### Stated goal
Output the material word for word. Leave each picture out.

### Dataset extract
★ ★ ★ ★

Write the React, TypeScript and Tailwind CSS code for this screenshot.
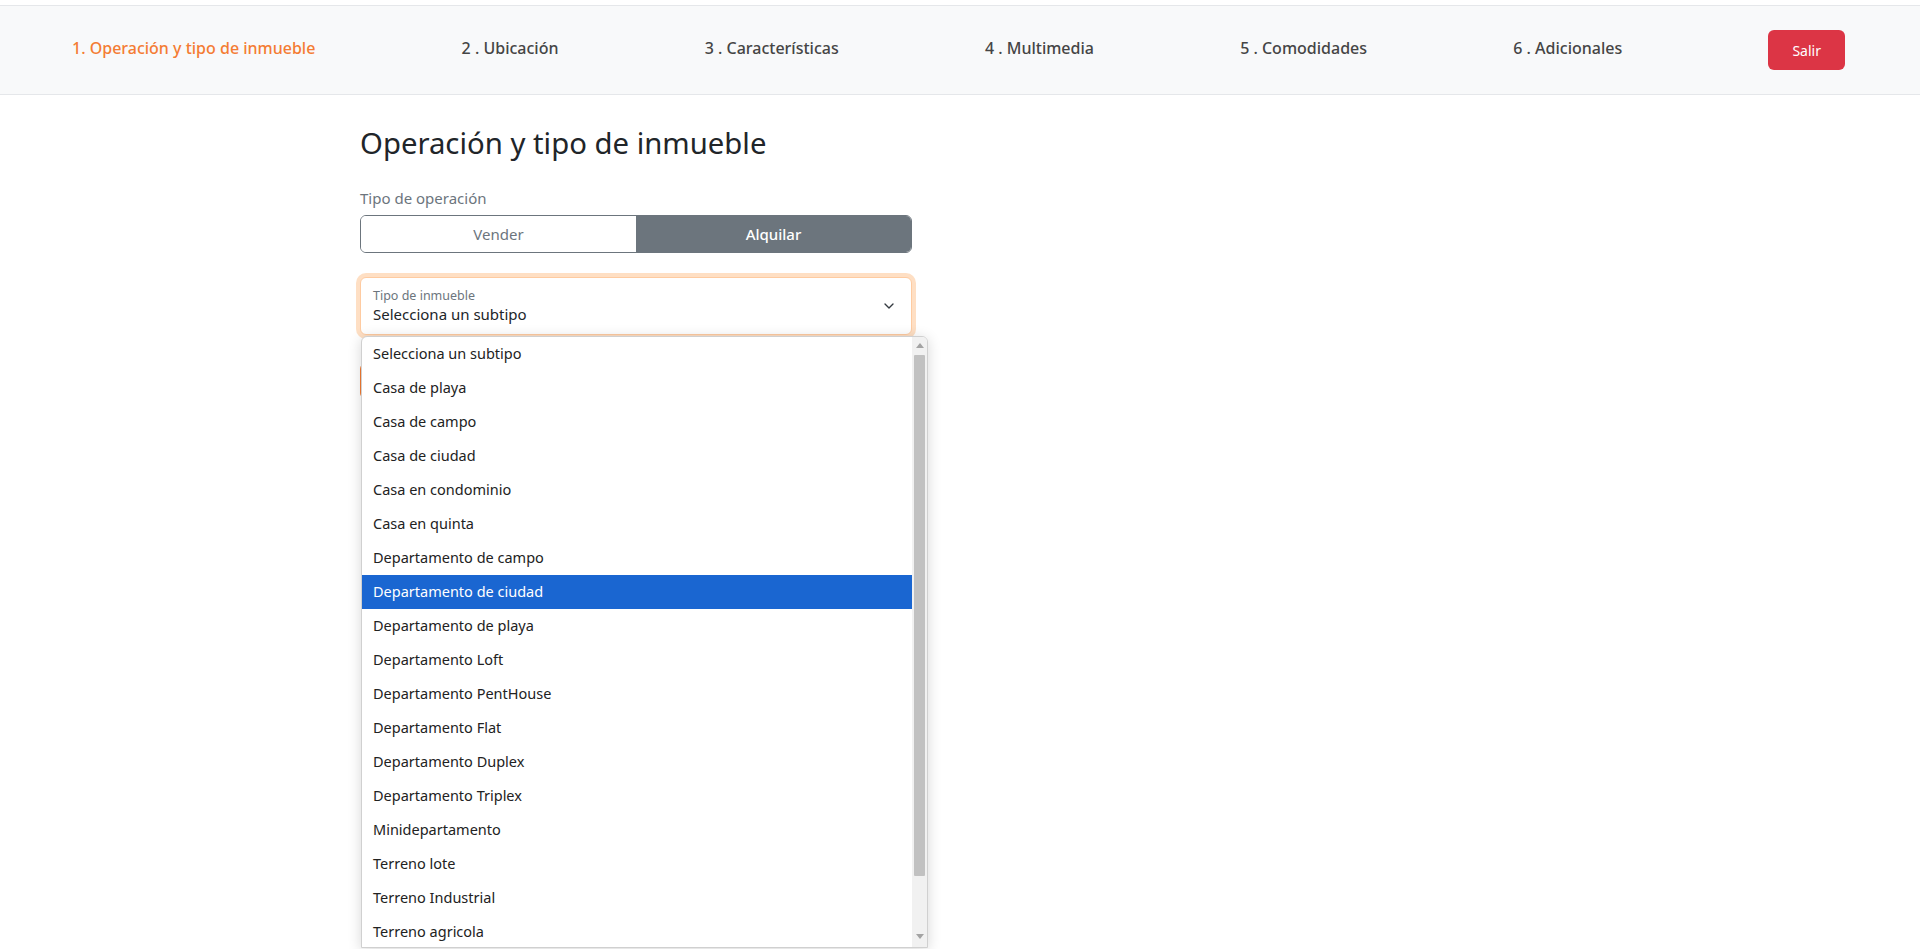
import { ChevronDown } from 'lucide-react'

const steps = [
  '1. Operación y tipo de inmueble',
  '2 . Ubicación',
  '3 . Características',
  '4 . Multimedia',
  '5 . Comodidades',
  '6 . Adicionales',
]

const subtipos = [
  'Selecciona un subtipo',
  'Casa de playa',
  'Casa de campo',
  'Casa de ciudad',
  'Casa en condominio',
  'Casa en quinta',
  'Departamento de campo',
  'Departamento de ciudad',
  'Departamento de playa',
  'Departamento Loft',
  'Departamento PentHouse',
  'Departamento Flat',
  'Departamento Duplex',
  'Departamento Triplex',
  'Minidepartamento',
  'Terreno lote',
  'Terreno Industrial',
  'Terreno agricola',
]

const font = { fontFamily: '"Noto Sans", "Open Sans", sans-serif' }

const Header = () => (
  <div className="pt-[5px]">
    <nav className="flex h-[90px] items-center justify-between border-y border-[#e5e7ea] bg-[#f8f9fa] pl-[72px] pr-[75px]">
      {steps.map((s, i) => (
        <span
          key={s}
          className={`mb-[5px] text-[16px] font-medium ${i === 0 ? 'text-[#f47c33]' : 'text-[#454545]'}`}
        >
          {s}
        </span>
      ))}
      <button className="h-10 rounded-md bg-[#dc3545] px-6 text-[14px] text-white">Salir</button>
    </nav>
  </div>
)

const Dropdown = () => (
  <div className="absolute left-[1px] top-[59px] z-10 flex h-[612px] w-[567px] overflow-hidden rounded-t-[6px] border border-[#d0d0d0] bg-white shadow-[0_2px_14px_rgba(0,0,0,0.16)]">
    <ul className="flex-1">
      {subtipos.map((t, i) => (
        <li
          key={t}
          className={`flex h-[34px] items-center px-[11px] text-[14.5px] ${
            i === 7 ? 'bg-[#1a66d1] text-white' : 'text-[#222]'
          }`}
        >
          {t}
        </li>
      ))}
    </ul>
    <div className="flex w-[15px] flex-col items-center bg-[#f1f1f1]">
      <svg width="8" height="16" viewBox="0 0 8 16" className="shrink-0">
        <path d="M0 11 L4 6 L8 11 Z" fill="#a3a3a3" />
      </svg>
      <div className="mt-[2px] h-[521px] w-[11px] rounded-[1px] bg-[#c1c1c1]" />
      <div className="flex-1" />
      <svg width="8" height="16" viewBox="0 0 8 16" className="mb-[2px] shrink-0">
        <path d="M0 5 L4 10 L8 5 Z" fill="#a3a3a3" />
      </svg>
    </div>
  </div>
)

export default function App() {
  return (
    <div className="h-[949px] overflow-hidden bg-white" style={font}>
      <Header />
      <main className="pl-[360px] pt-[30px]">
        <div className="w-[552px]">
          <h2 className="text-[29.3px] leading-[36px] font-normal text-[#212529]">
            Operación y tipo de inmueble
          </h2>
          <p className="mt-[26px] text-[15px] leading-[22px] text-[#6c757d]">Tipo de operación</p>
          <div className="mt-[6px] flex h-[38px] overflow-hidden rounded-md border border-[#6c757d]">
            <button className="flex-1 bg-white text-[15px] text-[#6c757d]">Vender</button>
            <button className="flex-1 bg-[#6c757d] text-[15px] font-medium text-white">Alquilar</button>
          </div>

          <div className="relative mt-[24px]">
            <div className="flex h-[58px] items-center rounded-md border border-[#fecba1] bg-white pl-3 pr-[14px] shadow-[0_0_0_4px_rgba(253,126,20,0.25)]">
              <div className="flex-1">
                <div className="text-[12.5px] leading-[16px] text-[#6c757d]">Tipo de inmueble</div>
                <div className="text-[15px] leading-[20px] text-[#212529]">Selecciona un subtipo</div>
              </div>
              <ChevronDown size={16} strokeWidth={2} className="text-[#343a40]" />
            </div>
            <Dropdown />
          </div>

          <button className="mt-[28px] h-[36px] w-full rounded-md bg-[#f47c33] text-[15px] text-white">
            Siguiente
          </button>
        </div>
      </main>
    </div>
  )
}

★ ★ ★ ★

### Exercise answer
Write the React, TypeScript and Tailwind CSS code for this screenshot.
import { ChevronDown } from 'lucide-react'

const steps = [
  '1. Operación y tipo de inmueble',
  '2 . Ubicación',
  '3 . Características',
  '4 . Multimedia',
  '5 . Comodidades',
  '6 . Adicionales',
]

const subtipos = [
  'Selecciona un subtipo',
  'Casa de playa',
  'Casa de campo',
  'Casa de ciudad',
  'Casa en condominio',
  'Casa en quinta',
  'Departamento de campo',
  'Departamento de ciudad',
  'Departamento de playa',
  'Departamento Loft',
  'Departamento PentHouse',
  'Departamento Flat',
  'Departamento Duplex',
  'Departamento Triplex',
  'Minidepartamento',
  'Terreno lote',
  'Terreno Industrial',
  'Terreno agricola',
]

const font = { fontFamily: '"Noto Sans", "Open Sans", sans-serif' }

const Header = () => (
  <div className="pt-[5px]">
    <nav className="flex h-[90px] items-center justify-between border-y border-[#e5e7ea] bg-[#f8f9fa] pl-[72px] pr-[75px]">
      {steps.map((s, i) => (
        <span
          key={s}
          className={`mb-[5px] text-[16px] font-medium ${i === 0 ? 'text-[#f47c33]' : 'text-[#454545]'}`}
        >
          {s}
        </span>
      ))}
      <button className="h-10 rounded-md bg-[#dc3545] px-6 text-[14px] text-white">Salir</button>
    </nav>
  </div>
)

const Dropdown = () => (
  <div className="absolute left-[1px] top-[59px] z-10 flex h-[612px] w-[567px] overflow-hidden rounded-t-[6px] border border-[#d0d0d0] bg-white shadow-[0_2px_14px_rgba(0,0,0,0.16)]">
    <ul className="flex-1">
      {subtipos.map((t, i) => (
        <li
          key={t}
          className={`flex h-[34px] items-center px-[11px] text-[14.5px] ${
            i === 7 ? 'bg-[#1a66d1] text-white' : 'text-[#222]'
          }`}
        >
          {t}
        </li>
      ))}
    </ul>
    <div className="flex w-[15px] flex-col items-center bg-[#f1f1f1]">
      <svg width="8" height="16" viewBox="0 0 8 16" className="shrink-0">
        <path d="M0 11 L4 6 L8 11 Z" fill="#a3a3a3" />
      </svg>
      <div className="mt-[2px] h-[521px] w-[11px] rounded-[1px] bg-[#c1c1c1]" />
      <div className="flex-1" />
      <svg width="8" height="16" viewBox="0 0 8 16" className="mb-[2px] shrink-0">
        <path d="M0 5 L4 10 L8 5 Z" fill="#a3a3a3" />
      </svg>
    </div>
  </div>
)

export default function App() {
  return (
    <div className="h-[949px] overflow-hidden bg-white" style={font}>
      <Header />
      <main className="pl-[360px] pt-[30px]">
        <div className="w-[552px]">
          <h2 className="text-[29.3px] leading-[36px] font-normal text-[#212529]">
            Operación y tipo de inmueble
          </h2>
          <p className="mt-[26px] text-[15px] leading-[22px] text-[#6c757d]">Tipo de operación</p>
          <div className="mt-[6px] flex h-[38px] overflow-hidden rounded-md border border-[#6c757d]">
            <button className="flex-1 bg-white text-[15px] text-[#6c757d]">Vender</button>
            <button className="flex-1 bg-[#6c757d] text-[15px] font-medium text-white">Alquilar</button>
          </div>

          <div className="relative mt-[24px]">
            <div className="flex h-[58px] items-center rounded-md border border-[#fecba1] bg-white pl-3 pr-[14px] shadow-[0_0_0_4px_rgba(253,126,20,0.25)]">
              <div className="flex-1">
                <div className="text-[12.5px] leading-[16px] text-[#6c757d]">Tipo de inmueble</div>
                <div className="text-[15px] leading-[20px] text-[#212529]">Selecciona un subtipo</div>
              </div>
              <ChevronDown size={16} strokeWidth={2} className="text-[#343a40]" />
            </div>
            <Dropdown />
          </div>

          <button className="mt-[28px] h-[36px] w-full rounded-md bg-[#f47c33] text-[15px] text-white">
            Siguiente
          </button>
        </div>
      </main>
    </div>
  )
}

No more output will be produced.